Having an ‘inner-voice’ gives an illusion we know more about ourselves and our motives than we do, and control more of our thoughts and action than we actually do.

Personally, the illusion fades when inspecting thoughts and impulses when they arise (and fade away). From my perspective, at best, I have conscious control of the level of attachment to thoughts and feelings as they arise.

How I respond is what matters.


The human brain may be the most complex thing in the known universe. Now think about human civilization: the interaction of billions of those brains at various scales. There’s a combinatorial explosion that makes it impossible to fully understand, control, or predict the future.

Despite that uncertainty, there are endless problems that need solving.The internet, by connecting everyone to everyone, succeeded in raising collective awareness —and anxiety levels — and the speed at which they are amplified. So my little rule of thumb I try to follow is this: choose a problem I’m fit to solve. ignore the pushback from others for not caring about their selected problem as much as they do.

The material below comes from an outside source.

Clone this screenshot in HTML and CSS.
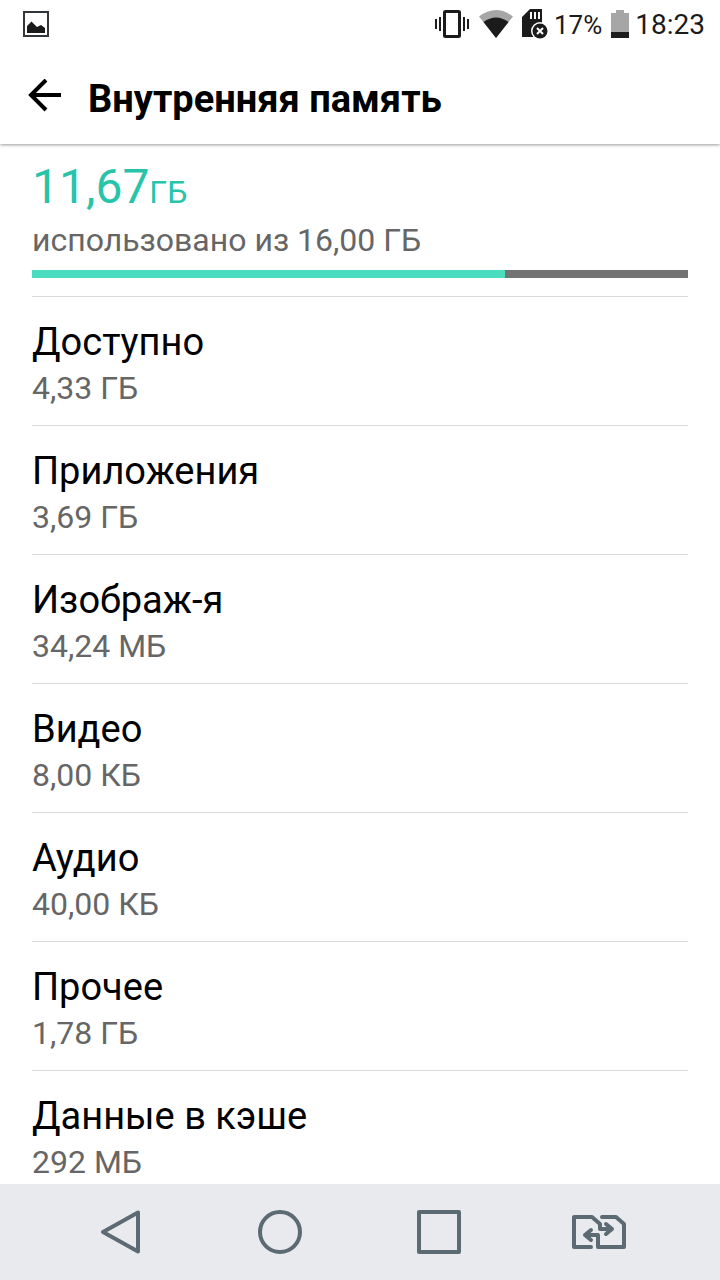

The world is messy and noisy. Theoretically, however, the correct filter can get the world’s best information at our fingertips. Selection criteria for information we consume, then, is what needs to be solved for.

How we think is more important than what we think.

Here’s the core of my ethos: my responsibility is to make myself as potent I can be for the problems I’m in the arena to solve.

The correct filter strengthens my knowledge — and makes me more potent.

The right knowledge is powerful.

When looking out at the world, one of the most effective lens to look through is the 3 P’s: Profit, Power, and Prestige.

It’s also an insightful way to look my own motives. This often reveals an ugly part of me to myself, which subsequently strengthens and realigns me toward what really matters.

This is the Laboratory of the Self: committing to understand and improve how I think, speak, and act for my own selfish betterment and the betterment of things around me.